House and Senate leaders are writing a drought relief bill that would pay up to $100,000 on farm losses and try to help farmers and farm towns survive the credit crunch of a disastrous year, lawmakers said Friday.

Senate Agriculture Committee Chairman Patrick Leahy, D-Vt., said he will try to get the bill through his committee as quickly as possible. Congressional aides said there may be an attempt for House and Senate passage before the end of next week."The important thing for people to remember is, we will not foreclose hope," Leahy said in a brief Senate speech in which he described attempts to write identical House and Senate bills. "We will give hope. And we will give a reason for tens of thousands of ranchers and farmers to stay in business."

Agriculture Secretary Richard Lyng said the proposal outlined on Capitol Hill "is not so far off from my thinking" but more study was needed before the administation would decide whether to back it.

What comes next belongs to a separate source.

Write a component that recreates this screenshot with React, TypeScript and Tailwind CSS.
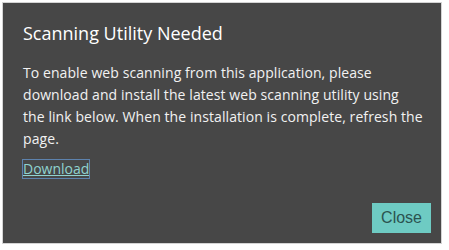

"It's responsive. It needs a lot of flesh to be put on the bones," Lyng said.

According to a draft version of the legislation and interviews with staff workers who asked not to be identified, disaster payments to farmers would be based on a percentage - not yet set - of their losses. Steps would be taken to adjust payments to reflect any crop subsidy payments already given to farmers.

"There's a lot of details to be worked out. It's going to be a long weekend," said one Senate Agriculture Committee aide.

No cost estimates were available for the proposal. One staff worker said cost calculations would be made during the weekend.